* [TASK STATEMENT] Copy each line that has the string "index" somewhere in it.

◇ ◇ ◇

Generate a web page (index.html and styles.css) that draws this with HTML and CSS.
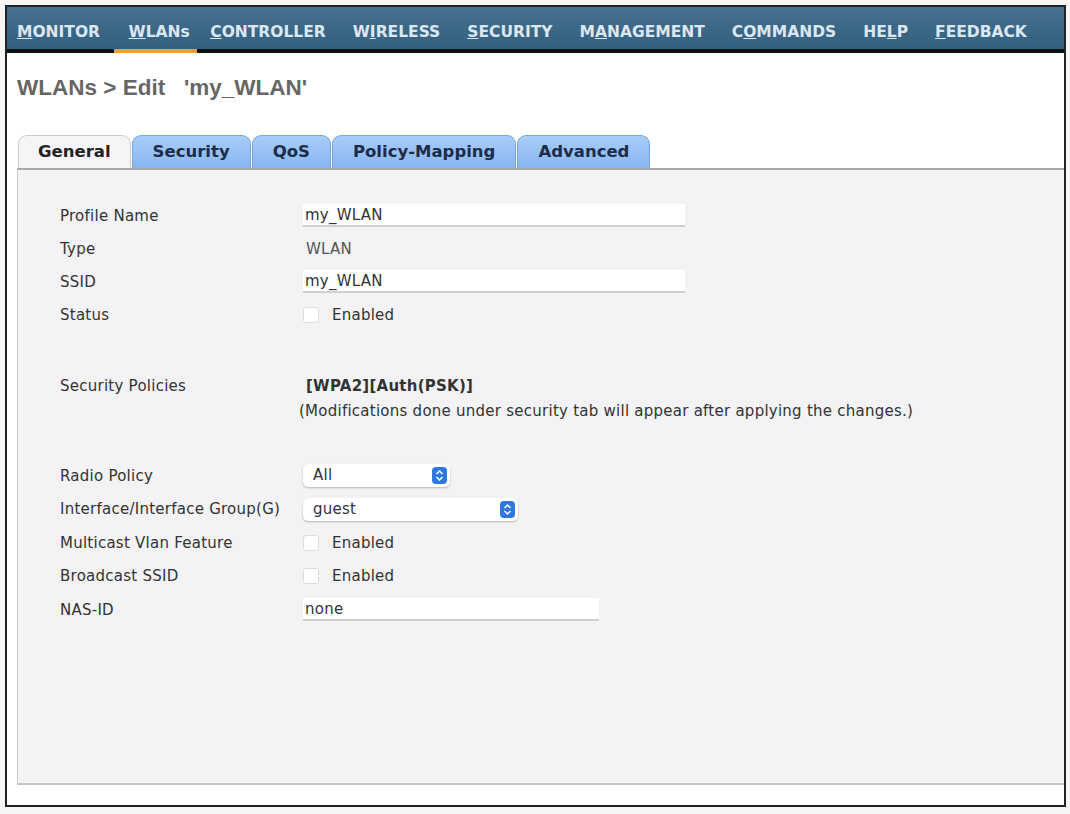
FILE: index.html
```html
<!DOCTYPE html>
<html lang="en">
<head>
    <meta charset="UTF-8">
    <title>WLANs &gt; Edit</title>
    <link rel="stylesheet" href="styles.css">
</head>
<body>
    <div class="frame">
        <div class="topnav">
            <a class="first"><u>M</u>ONITOR</a>
            <a class="active"><u>W</u>LANs</a>
            <a><u>C</u>ONTROLLER</a>
            <a>W<u>I</u>RELESS</a>
            <a><u>S</u>ECURITY</a>
            <a>M<u>A</u>NAGEMENT</a>
            <a>C<u>O</u>MMANDS</a>
            <a>HE<u>L</u>P</a>
            <a><u>F</u>EEDBACK</a>
        </div>

        <h1 class="title">WLANs &gt; Edit &nbsp;&nbsp;'my_WLAN'</h1>

        <div class="tabs">
            <div class="tab current">General</div>
            <div class="tab">Security</div>
            <div class="tab">QoS</div>
            <div class="tab">Policy-Mapping</div>
            <div class="tab">Advanced</div>
        </div>

        <div class="panel">
            <div class="form first-block">
                <div class="label">Profile Name</div>
                <div class="value"><div class="input wide">my_WLAN</div></div>
                <div class="label">Type</div>
                <div class="value plain">WLAN</div>
                <div class="label">SSID</div>
                <div class="value"><div class="input wide">my_WLAN</div></div>
                <div class="label">Status</div>
                <div class="value"><span class="check"></span>Enabled</div>
            </div>

            <div class="form policy-block">
                <div class="label">Security Policies</div>
                <div class="value policy">[WPA2][Auth(PSK)]</div>
                <div></div>
                <div class="note">(Modifications done under security tab will appear after applying the changes.)</div>
            </div>

            <div class="form last-block">
                <div class="label">Radio Policy</div>
                <div class="value">
                    <div class="select small">All
                        <svg class="arrows" width="15" height="17" viewBox="0 0 15 17"><rect x="0" y="0" width="15" height="17" rx="4" fill="#2f78e0"/><path d="M4.5 7 L7.5 4 L10.5 7 M4.5 10 L7.5 13 L10.5 10" stroke="#fff" stroke-width="1.5" fill="none"/></svg>
                    </div>
                </div>
                <div class="label">Interface/Interface Group(G)</div>
                <div class="value">
                    <div class="select medium">guest
                        <svg class="arrows" width="15" height="17" viewBox="0 0 15 17"><rect x="0" y="0" width="15" height="17" rx="4" fill="#2f78e0"/><path d="M4.5 7 L7.5 4 L10.5 7 M4.5 10 L7.5 13 L10.5 10" stroke="#fff" stroke-width="1.5" fill="none"/></svg>
                    </div>
                </div>
                <div class="label">Multicast Vlan Feature</div>
                <div class="value"><span class="check"></span>Enabled</div>
                <div class="label">Broadcast SSID</div>
                <div class="value"><span class="check"></span>Enabled</div>
                <div class="label">NAS-ID</div>
                <div class="value"><div class="input nas">none</div></div>
            </div>
        </div>
    </div>
</body>
</html>
```

FILE: styles.css
```css
body {
    margin: 0;
    background: #f6f6f6;
    font-family: "DejaVu Sans", Verdana, sans-serif;
    color: #333;
}
.frame {
    box-sizing: border-box;
    width: 1061px;
    height: 802px;
    margin: 5px 0 0 5px;
    border: 2px solid #222;
    background: #fff;
}
.topnav {
    display: flex;
    height: 42px;
    background: linear-gradient(#46708f, #31607f);
    border-bottom: 4px solid #111;
}
.topnav a {
    display: flex;
    align-items: center;
    padding: 7px 13.5px 0 13.5px;
    margin-bottom: -4px;
    border-bottom: 4px solid transparent;
    color: #dce6ef;
    font-weight: bold;
    font-size: 15.5px;
}
.topnav a.first {
    padding-left: 10px;
}
.topnav a.active {
    padding-left: 15px;
    padding-right: 7px;
    border-bottom-color: #f0a030;
}
.topnav u {
    text-decoration-thickness: 1px;
}
.title {
    margin: 21px 0 0 10px;
    font-family: "Liberation Sans", Arial, sans-serif;
    font-size: 22.5px;
    color: #666;
    line-height: 28px;
}
.tabs {
    display: flex;
    gap: 1px;
    margin: 33px 0 0 11px;
    height: 33px;
}
.tab {
    padding: 0 20px;
    border: 1px solid #7aa6da;
    border-bottom: none;
    border-radius: 9px 9px 0 0;
    background: linear-gradient(#a8cdf8, #86b6ef);
    font-size: 16.5px;
    font-weight: bold;
    color: #1d2c48;
    line-height: 32px;
}
.tab.current {
    padding: 0 19px;
    background: #f5f4f6;
    border-color: #ccc;
    color: #222;
}
.panel {
    margin-left: 10px;
    height: 613px;
    border-top: 2px solid #aaa;
    border-left: 1px solid #ccc;
    border-bottom: 2px solid #c4c4c4;
    background: #f3f2f4;
    font-size: 15px;
    letter-spacing: 0.25px;
}
.form {
    display: grid;
    grid-template-columns: 243px 1fr;
    padding-left: 42px;
}
.first-block {
    padding-top: 29px;
    grid-auto-rows: 33px;
}
.policy-block {
    margin-top: 38px;
    grid-template-rows: 33px 20px;
}
.last-block {
    margin-top: 37px;
    grid-auto-rows: 33.5px;
}
.label, .value {
    display: flex;
    align-items: center;
}
.value.plain {
    padding-left: 3px;
    color: #555;
}
.policy {
    padding-left: 3px;
    font-weight: bold;
}
.note {
    margin-left: -4px;
}
.input {
    box-sizing: border-box;
    height: 23px;
    padding: 2px 2px;
    background: #fff;
    border-bottom: 2px solid #d0d0d0;
}
.input.wide {
    width: 382px;
}
.input.nas {
    width: 296px;
}
.check {
    display: inline-block;
    width: 14px;
    height: 14px;
    margin-right: 13px;
    border: 1px solid #ddd;
    border-radius: 3px;
    background: #fff;
}
.select {
    position: relative;
    box-sizing: border-box;
    height: 23px;
    padding: 2px 10px;
    border-radius: 5px;
    background: #fff;
    box-shadow: 0 1px 2px rgba(0, 0, 0, 0.25);
}
.select.small {
    width: 147px;
}
.select.medium {
    width: 215px;
}
.arrows {
    position: absolute;
    right: 3px;
    top: 3px;
}
```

◇ ◇ ◇

* [SOLVED EXERCISE]
Generate a web page (index.html and styles.css) that draws this with HTML and CSS.
FILE: index.html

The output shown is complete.